Дженнсен была непривычна к обществу. Люди для нее всегда представляли опасность. Группы людей вызывали тревогу — тем более посетители таверны, шумящие, пьющие, играющие в азартные игры. Заметив ее, стоявшую у стены, они тут же забыли шутки и перестали кидать кости. Встретив устремленные на нее пристальные взгляды, Дженнсен снова надела капюшон плаща, спрятав густые кудри. Этого движения хватило, чтобы посетители таверны снова занялись каждый своим делом.
Рыжие волосы Дженнсен притягивали взгляды людей, как магнит, особенно тех, кто был суеверным. Рыжие волосы встречались достаточно редко, так что сразу вызывали подозрение. Люди начинали тревожиться, не обладает ли рыжеволосая девушка даром. А может быть, она и вовсе колдунья?..
Дженнсен, встречаясь с людьми глазами, использовала их страхи. Раньше такое поведение было ей защитой и зачастую лучшей, чем нож.
После того как посетители таверны отвернулись от нее, возвратившись к напиткам и игре в кости, девушка снова посмотрела в сторону стойки. Коренастая хозяйка таверны разглядывала ее, Дженнсен.
Впрочем, женщина тут же перевела глаза на Себастьяна. Тот задал ей еще один вопрос. Хозяйка склонилась ближе. За несмолкаемым рокотом разговоров, шуток, заключаемых пари, веселых здравиц, проклятий и смеха Дженнсен не слышала их беседу. Себастьян кивнул в ответ на слова женщины, которые та сказала ему едва ли не в ухо. Потом она показала пальцем поверх своих гостей, явно указывая направление.
Себастьян выпрямился, вытащил из кармана монету и положил ее на стойку. Взяв монету, хозяйка выдала ему ключ. Себастьян взял ключ со стойки, отполированной бессчетным количеством кружек и рук, поднес ко рту свою кружку и явно пожелал женщине удачи.
Подойдя к краю стойки, он склонился к Дженнсен так, чтобы она могла его услышать и жестом показал на кружку:
— Уверены, что вам не хочется выпить?
Дженнсен отрицательно помотала головой. Себастьян перевел взгляд на посетителей таверны. Те опять занимались своими делами.

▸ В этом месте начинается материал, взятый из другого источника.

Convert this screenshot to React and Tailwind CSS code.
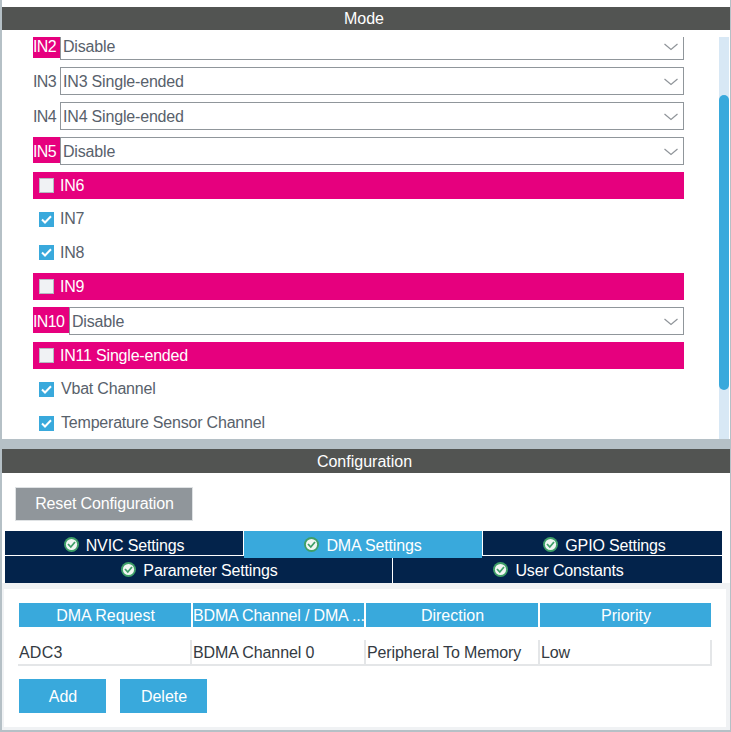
const font = { fontFamily: '"Liberation Sans", Arial, sans-serif' };

function Chevron() {
  return (
    <svg width="14" height="8" viewBox="0 0 14 8" className="shrink-0" fill="none">
      <path d="M0.5 1 L7 6.5 L13.5 1" stroke="#8f9499" strokeWidth="1.2" />
    </svg>
  );
}

function SelectRow({ label, value, pink, first, labelW = "w-[27px]" }) {
  return (
    <div className={`flex ${first ? "h-[23px]" : "h-[28px] mt-[7px]"}`}>
      <div className={`${labelW} shrink-0 tracking-[-0.6px] ${pink ? "bg-[#e6007e] text-white" : "text-[#58616b]"} ${first ? "h-[21px] leading-[19px]" : "h-[26px] leading-[29px]"}`}>
        {label}
      </div>
      <div className={`flex-1 flex items-center justify-between bg-white border-x border-b border-[#90969b] ${first ? "pb-[2px]" : "border-t pt-[1px]"} pl-[2px] pr-[5px] text-[#58616b] tracking-[-0.18px]`}>
        <span className={first ? "" : "mt-[1px]"}>{value}</span>
        <Chevron />
      </div>
    </div>
  );
}

function Check({ label, pink, mt = "mt-[7px]", textClass = "ml-[6px]" }) {
  return (
    <div className={`flex items-center h-[27px] ${mt} pl-[6px] ${pink ? "bg-[#e6007e] text-white" : "text-[#58616b]"}`}>
      {pink ? (
        <div className="w-[15px] h-[15px] bg-[#f0f2f4] border border-[#b5bcc2] shrink-0" />
      ) : (
        <div className="w-[15px] h-[15px] bg-[#39a9dc] shrink-0 flex items-center justify-center">
          <svg width="11" height="9" viewBox="0 0 11 9" fill="none">
            <path d="M1 4.5 L4 7.5 L10 1.2" stroke="white" strokeWidth="2" />
          </svg>
        </div>
      )}
      <span className={`${textClass} tracking-[-0.2px]`}>{label}</span>
    </div>
  );
}

function Ok() {
  return (
    <svg width="15" height="15" viewBox="0 0 15 15" className="shrink-0">
      <circle cx="7.5" cy="7.5" r="7.5" fill="#3f9f68" />
      <circle cx="7.5" cy="7.5" r="5.6" fill="#f2f6f3" />
      <path d="M4 7 L6.8 10 L11 5" stroke="#3f9f68" strokeWidth="1.8" fill="none" />
    </svg>
  );
}

function Tab({ label, active, w, shift = "" }) {
  return (
    <div className={`${w} h-[27px] relative flex items-center justify-center gap-[7px] text-white tracking-[-0.15px] ${shift} ${active ? "bg-[#39a9dc]" : "bg-[#03234b]"}`}>
      <div className="flex items-center -mt-[1px]"><Ok /></div>
      <span className="mt-[2px]">{label}</span>
      {!active && <div className="absolute left-0 right-0 top-[24px] h-[1px] bg-white" />}
    </div>
  );
}

function Head({ children, w, ml = "" }) {
  return (
    <div className={`${w} ${ml} bg-[#39a9dc] text-white text-center whitespace-nowrap overflow-hidden pl-[1px]`}>{children}</div>
  );
}

function Cell({ children, w }) {
  return (
    <div className={`${w} h-[24px] border-r-2 border-[#e4e6e8] pl-[1px] pr-[1px] whitespace-nowrap leading-[26px] text-[#333a42] tracking-[-0.1px]`}>{children}</div>
  );
}

export default function App() {
  return (
    <div style={font} className="w-[731px] h-[732px] bg-white text-[16px] border-l-2 border-r border-[#b5c0c6] flex flex-col overflow-hidden">
      <div className="h-[7px] shrink-0" />
      <div className="h-[23px] shrink-0 bg-[#525452] text-white text-center leading-[23px] pr-[4px]">Mode</div>

      <div className="h-[409px] shrink-0 flex">
        <div className="w-[717px] pt-[7px] pl-[31px] pr-[35px] overflow-hidden">
          <SelectRow first pink label="IN2" value="Disable" />
          <SelectRow label="IN3" value="IN3 Single-ended" />
          <SelectRow label="IN4" value="IN4 Single-ended" />
          <SelectRow pink label="IN5" value="Disable" />
          <Check pink label="IN6" />
          <Check label="IN7" textClass="ml-[6px] pb-[2px]" />
          <Check label="IN8" mt="mt-[6px]" />
          <Check pink label="IN9" />
          <SelectRow pink label="IN10" value="Disable" labelW="w-[36px]" />
          <Check pink label="IN11 Single-ended" />
          <Check label="Vbat Channel" textClass="ml-[7px] pb-[2px]" />
          <Check label="Temperature Sensor Channel" textClass="ml-[7px] pb-[2px]" />
        </div>
        <div className="w-[10px] mt-[7px] bg-[#d8e8f5] relative">
          <div className="absolute left-0 top-[58px] w-[10px] h-[295px] rounded-[5px] bg-[#39a9dc]" />
        </div>
      </div>

      <div className="h-[10px] shrink-0 bg-[#b5c0c6]" />
      <div className="h-[24px] shrink-0 bg-[#525452] text-white text-center leading-[25px] pr-[3px]">Configuration</div>

      <div className="px-[13px] pt-[14px] h-[58px] shrink-0">
        <div className="w-[178px] h-[34px] pl-[1px] bg-[#90969b] border border-[#dfe2e4] text-white flex items-center justify-center tracking-[-0.15px]">Reset Configuration</div>
      </div>

      <div className="pl-[3px] shrink-0 w-[720px]">
        <div className="flex">
          <Tab w="w-[238px] mr-[1px]" label="NVIC Settings" />
          <Tab w="w-[238px] mr-[1px]" label="DMA Settings" active />
          <Tab w="w-[239px]" label="GPIO Settings" shift="pl-[4px]" />
        </div>
        <div className="flex h-[27px] -mt-[2px] text-white tracking-[-0.15px]">
          <div className="w-[387px] pl-[2px] bg-[#03234b] flex items-center justify-center gap-[7px]"><div className="flex items-center -mt-[1px]"><Ok /></div><span className="mt-[2px]">Parameter Settings</span></div>
          <div className="w-[1px] bg-white" />
          <div className="w-[329px] pl-[2px] bg-[#03234b] flex items-center justify-center gap-[7px]"><div className="flex items-center -mt-[1px]"><Ok /></div><span className="mt-[2px]">User Constants</span></div>
        </div>
      </div>

      <div className="flex-1 bg-[#f0f2f4] pt-[6px] pl-[2px] pr-[4px] pb-[3px] flex">
        <div className="flex-1 bg-white pl-[15px] pt-[14px]">
          <div className="flex h-[24px] leading-[26px]">
            <Head w="w-[172px]">DMA Request</Head>
            <Head w="w-[171px]" ml="ml-[2px]"><span className="block text-left -ml-[1px] tracking-[-0.15px]">BDMA Channel / DMA ...</span></Head>
            <Head w="w-[172px]" ml="ml-[2px]">Direction</Head>
            <Head w="w-[171px]" ml="ml-[2px]">Priority</Head>
          </div>
          <div className="flex mt-[13px] w-[694px] -ml-[1px] border-b-2 border-[#e4e6e8]">
            <Cell w="w-[174px]"><span className="tracking-[0.2px]">ADC3</span></Cell>
            <Cell w="w-[174px]">BDMA Channel 0</Cell>
            <Cell w="w-[174px]">Peripheral To Memory</Cell>
            <Cell w="w-[172px]">Low</Cell>
          </div>
          <div className="flex gap-[14px] mt-[13px]">
            <div className="w-[87px] h-[34px] pt-[2px] pl-[1px] bg-[#39a9dc] text-white flex items-center justify-center">Add</div>
            <div className="w-[87px] h-[34px] pt-[2px] pl-[1px] bg-[#39a9dc] text-white flex items-center justify-center">Delete</div>
          </div>
        </div>
      </div>
      <div className="h-[2px] shrink-0 bg-[#b5c0c6]" />
    </div>
  );
}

— Хорошо, что вы опять надели капюшон. Увидев ваши волосы, хозяйка словно онемела. А потом язык у нее развязался.
— Хозяйка ее знает? Она все еще живет здесь, в Греттоне, как говорила мама?

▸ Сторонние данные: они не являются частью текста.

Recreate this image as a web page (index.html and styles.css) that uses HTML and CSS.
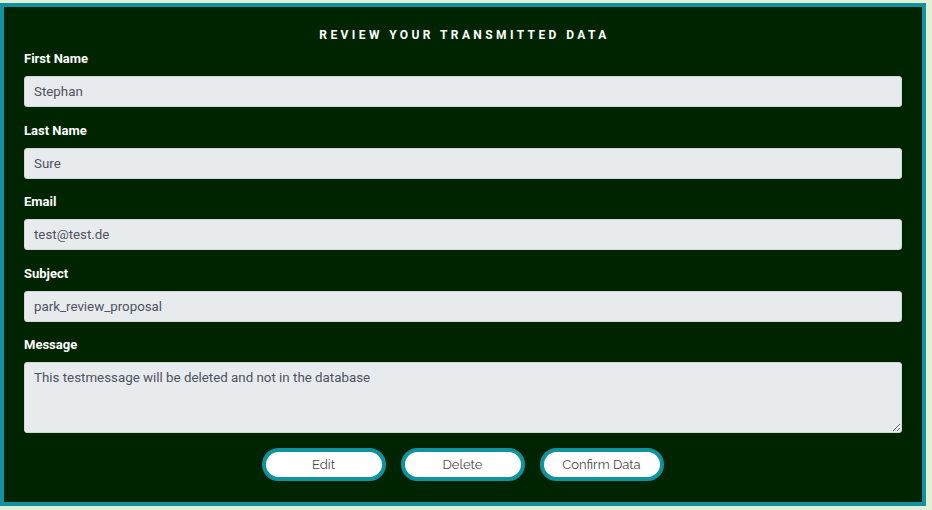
FILE: index.html
```html
<!DOCTYPE html>
<html lang="en">
<head>
<meta charset="utf-8">
<title>Review your transmitted data</title>
<link rel="stylesheet" href="styles.css">
</head>
<body>
<div class="review">
  <h1 class="review-title">REVIEW YOUR TRANSMITTED DATA</h1>
  <div class="field">
    <label class="field-label">First Name</label>
    <input class="field-input" type="text" value="Stephan" readonly>
  </div>
  <div class="field">
    <label class="field-label">Last Name</label>
    <input class="field-input" type="text" value="Sure" readonly>
  </div>
  <div class="field">
    <label class="field-label">Email</label>
    <input class="field-input" type="text" value="test@test.de" readonly>
  </div>
  <div class="field">
    <label class="field-label">Subject</label>
    <input class="field-input" type="text" value="park_review_proposal" readonly>
  </div>
  <div class="field field-last">
    <label class="field-label">Message</label>
    <textarea class="field-input field-textarea" readonly>This testmessage will be deleted and not in the database</textarea>
  </div>
  <div class="actions">
    <button class="btn" type="button">Edit</button>
    <button class="btn" type="button">Delete</button>
    <button class="btn" type="button">Confirm Data</button>
  </div>
</div>
</body>
</html>
```
FILE: styles.css
```css
html, body {
  margin: 0;
  padding: 0;
}
body {
  background: #e2f1d6;
  padding-top: 3px;
  font-family: Roboto, "Liberation Sans", sans-serif;
}
.review {
  box-sizing: border-box;
  width: 926px;
  height: 503px;
  background: #002400;
  border: 4px solid #1093a0;
  padding: 20px 20px 0 20px;
}
.review-title {
  margin: 0 0 8px 0;
  text-align: center;
  color: #ffffff;
  font-size: 12px;
  font-weight: 700;
  letter-spacing: 3.4px;
  line-height: 16px;
  padding-left: 3px;
}
.field {
  display: flex;
  flex-direction: column;
  margin-bottom: 15.6px;
}
.field-last {
  margin-bottom: 15px;
}
.field-label {
  color: #ffffff;
  font-size: 13px;
  font-weight: 700;
  line-height: 16px;
  margin-bottom: 9px;
}
.field-input {
  box-sizing: border-box;
  width: 878px;
  height: 31px;
  background: #e8ebee;
  border: 1px solid #d3d6da;
  border-radius: 3px;
  padding: 0 9px;
  font-family: Roboto, "Liberation Sans", sans-serif;
  font-size: 13.333px;
  color: #4d5260;
  outline: none;
}
.field-textarea {
  height: 71px;
  padding: 7px 9px;
  line-height: 16px;
  resize: both;
}
.actions {
  display: flex;
  justify-content: center;
  gap: 15px;
  padding-right: 1px;
}
.btn {
  box-sizing: border-box;
  width: 124px;
  height: 33px;
  background: #ffffff;
  border: 4px solid #1093a0;
  border-radius: 17px;
  font-family: Raleway, "Open Sans", sans-serif;
  font-size: 13px;
  color: #4a4a4a;
  padding: 0;
  cursor: pointer;
}
```
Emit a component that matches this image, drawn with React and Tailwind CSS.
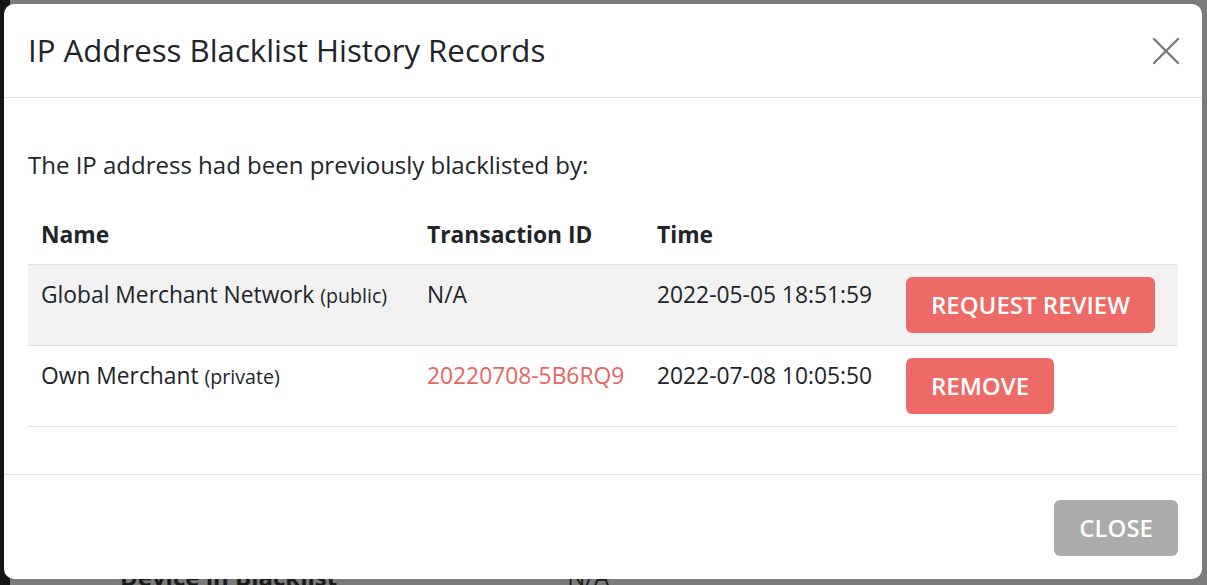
import { X } from 'lucide-react';

const ROWS = [
  {
    name: 'Global Merchant Network',
    scope: 'public',
    txn: null,
    time: '2022-05-05 18:51:59',
    action: 'REQUEST REVIEW',
    striped: true,
  },
  {
    name: 'Own Merchant',
    scope: 'private',
    txn: '20220708-5B6RQ9',
    time: '2022-07-08 10:05:50',
    action: 'REMOVE',
    striped: false,
  },
];

function Backdrop() {
  // Dimmed page behind the modal — only slivers peek out at the edges.
  return (
    <div className="absolute inset-0 flex bg-[#7b7b7b]">
      <div className="w-[10px] bg-[#151515]" />
      <div className="flex-1 flex flex-col justify-between overflow-hidden">
        <div className="flex flex-col items-end -mr-[14px] pt-[100px] text-[24px] leading-[36px] text-[#1a1a1a]">
          <span className="font-bold">s</span>
          <span className="mt-[20px]">r</span>
        </div>
        <div className="flex items-start h-[8px] overflow-hidden pl-[110px] text-[24px] font-bold leading-none text-[#1a1a1a]">
          <span className="-mt-[12px]">Device in Blacklist</span>
          <span className="-mt-[12px] ml-[230px] font-normal">N/A</span>
        </div>
      </div>
    </div>
  );
}

export default function App() {
  return (
    <div
      className="relative h-[585px] w-full overflow-hidden"
      style={{ fontFamily: '"Open Sans", "Noto Sans", sans-serif' }}
    >
      <Backdrop />

      {/* Modal */}
      <div className="absolute left-[4px] top-[4px] w-[1198px] h-[575px] flex flex-col rounded-[10px] bg-white text-[#212529]">
        <div className="flex items-center justify-between h-[94px] px-[24px] border-b border-[#dee2e6]">
          <h2 className="text-[31.2px] font-medium leading-none">IP Address Blacklist History Records</h2>
          <button className="text-[#7a7a7a] -mr-[12px]">
            <X className="w-[48px] h-[48px]" strokeWidth={1.2} />
          </button>
        </div>

        <div className="flex-1 px-[24px] pt-[49px]">
          <p className="text-[24px] leading-[36px] mb-[18px]">The IP address had been previously blacklisted by:</p>

          <table className="w-full table-fixed text-[22.8px] leading-[36px] border-collapse whitespace-nowrap">
            <thead>
              <tr className="border-b border-[#dee2e6] text-left">
                <th className="w-[386px] px-[13px] pt-[16px] pb-[11px] font-bold">Name</th>
                <th className="w-[230px] px-[13px] pt-[16px] pb-[11px] font-bold">Transaction ID</th>
                <th className="w-[249px] px-[13px] pt-[16px] pb-[11px] font-bold">Time</th>
                <th className="px-[13px] pt-[16px] pb-[11px]" />
              </tr>
            </thead>
            <tbody>
              {ROWS.map((r) => (
                <tr key={r.name} className={['border-b border-[#dee2e6] align-top', r.striped ? 'bg-[#f2f2f2]' : ''].join(' ')}>
                  <td className="px-[13px] py-[12px]">
                    {r.name} <span className="text-[19.6px]">({r.scope})</span>
                  </td>
                  <td className="px-[13px] py-[12px]">
                    {r.txn ? <span className="text-[#e86561]">{r.txn}</span> : 'N/A'}
                  </td>
                  <td className="px-[13px] py-[12px]">{r.time}</td>
                  <td className="px-[13px] py-[12px]">
                    <button className="h-[56px] px-[25px] rounded-[6px] bg-[#ee6a66] text-white text-[24px] font-semibold leading-none">
                      {r.action}
                    </button>
                  </td>
                </tr>
              ))}
            </tbody>
          </table>
        </div>

        <div className="flex justify-end px-[24px] pt-[25px] pb-[23px] border-t border-[#dee2e6]">
          <button className="h-[56px] px-[25px] rounded-[6px] bg-[#ababab] text-white text-[24px] font-semibold leading-none">
            CLOSE
          </button>
        </div>
      </div>
    </div>
  );
}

Себастьян сделал большой глоток, наблюдая, как катящийся кубик принес победителю кучу громких поздравлений.
— Хозяйка рассказала мне, где ее найти.
— А комнаты удалось снять?
— Только одну. — Себастьян сделал еще один большой глоток и увидел ее реакцию. — Да оно и лучше на всякий случай быть вместе. Я думаю, вдвоем мы будем в большей безопасности.
— Я бы предпочла спать с Бетти. — Поняв, как это прозвучало, Дженнсен смущенно отвела взгляд и добавила: — Чем в таверне, я имею в виду. В месте, где так много людей… мне бы лучше быть одной. Я бы чувствовала себя в лесу в большей безопасности, чем здесь, в помещении. Я не имела в виду…

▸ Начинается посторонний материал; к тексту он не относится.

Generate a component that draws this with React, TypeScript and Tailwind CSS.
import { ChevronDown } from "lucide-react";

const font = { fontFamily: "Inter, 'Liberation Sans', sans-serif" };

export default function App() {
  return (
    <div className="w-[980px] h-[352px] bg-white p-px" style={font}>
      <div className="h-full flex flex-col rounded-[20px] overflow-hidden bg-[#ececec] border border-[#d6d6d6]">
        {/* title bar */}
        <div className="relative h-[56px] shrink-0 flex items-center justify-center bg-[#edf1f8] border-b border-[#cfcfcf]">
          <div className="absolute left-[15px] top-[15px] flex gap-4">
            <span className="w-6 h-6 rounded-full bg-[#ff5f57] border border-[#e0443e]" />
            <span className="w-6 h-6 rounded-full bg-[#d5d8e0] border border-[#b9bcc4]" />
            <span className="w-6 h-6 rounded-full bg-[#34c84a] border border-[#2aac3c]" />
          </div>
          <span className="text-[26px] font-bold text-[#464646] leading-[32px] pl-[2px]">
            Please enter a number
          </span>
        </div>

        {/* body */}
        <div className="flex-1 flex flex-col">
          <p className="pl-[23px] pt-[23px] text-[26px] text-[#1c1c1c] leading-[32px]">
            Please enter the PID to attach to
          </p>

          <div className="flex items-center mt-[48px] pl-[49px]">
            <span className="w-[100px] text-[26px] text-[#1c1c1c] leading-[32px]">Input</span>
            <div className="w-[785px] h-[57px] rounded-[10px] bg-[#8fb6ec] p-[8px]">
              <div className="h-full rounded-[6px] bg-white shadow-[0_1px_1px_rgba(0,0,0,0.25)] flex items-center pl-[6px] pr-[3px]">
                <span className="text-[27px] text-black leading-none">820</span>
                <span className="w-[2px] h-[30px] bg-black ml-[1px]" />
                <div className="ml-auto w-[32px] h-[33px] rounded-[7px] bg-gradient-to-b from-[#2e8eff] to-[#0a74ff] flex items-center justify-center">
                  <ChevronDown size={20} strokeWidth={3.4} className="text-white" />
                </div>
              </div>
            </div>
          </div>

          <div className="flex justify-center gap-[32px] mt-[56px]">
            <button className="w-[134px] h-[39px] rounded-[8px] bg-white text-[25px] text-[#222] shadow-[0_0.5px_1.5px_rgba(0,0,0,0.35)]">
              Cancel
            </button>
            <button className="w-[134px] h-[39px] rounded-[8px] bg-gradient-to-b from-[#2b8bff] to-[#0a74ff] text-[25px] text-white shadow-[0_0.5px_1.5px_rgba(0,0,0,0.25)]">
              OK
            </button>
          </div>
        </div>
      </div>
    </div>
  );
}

— Я понимаю, что вы имели в виду. — В голубых глазах Себастьяна пряталась улыбка. — Вам пойдет на пользу поспать в помещении. Ночь будет тяжелой. А Бетти совсем неплохо в конюшне.
Человек, содержавший конюшню, был немного удивлен, когда его попросили принять на ночь козу, но лошадям соседство коз нравилось, и он согласился.
В ту, самую первую ночь Бетти, наверное, спасла им жизнь. Себастьян бы со своей лихорадкой по крайней мере точно не выжил…
Но Дженнсен нашла сухое место под выступом скалы. В нише оказалось достаточно места для всех. Потом Дженнсен нарезала и набросала еловых ветвей, чтобы холод камня не лишил их остатков тепла. Спутника Дженнсен уложила на ветки, легла рядом сама и уложила Бетти. В результате коза закрывала доступ холоду и давала им тепло, и у них получилась сухая теплая постель…
Дженнсен постаралась в ту ночь не думать о несчастьях. Она даже почувствовала облегчение, когда Себастьян сумел заснуть. К утру в его болезни наступил кризис.
Но наступившее утро стало первым в новой безрадостной жизни без матери.
Не один день Дженнсен преследовала мысль о том, что она оставила тело матери, что мать оказалась брошенной. Ужасающая кровавая схватка возвращалась к Дженнсен в кошмарах.
Днем она то и дело принималась рыдать, и сердце ее разрывалось от муки. Жизнь казалось пустой и бессмысленной.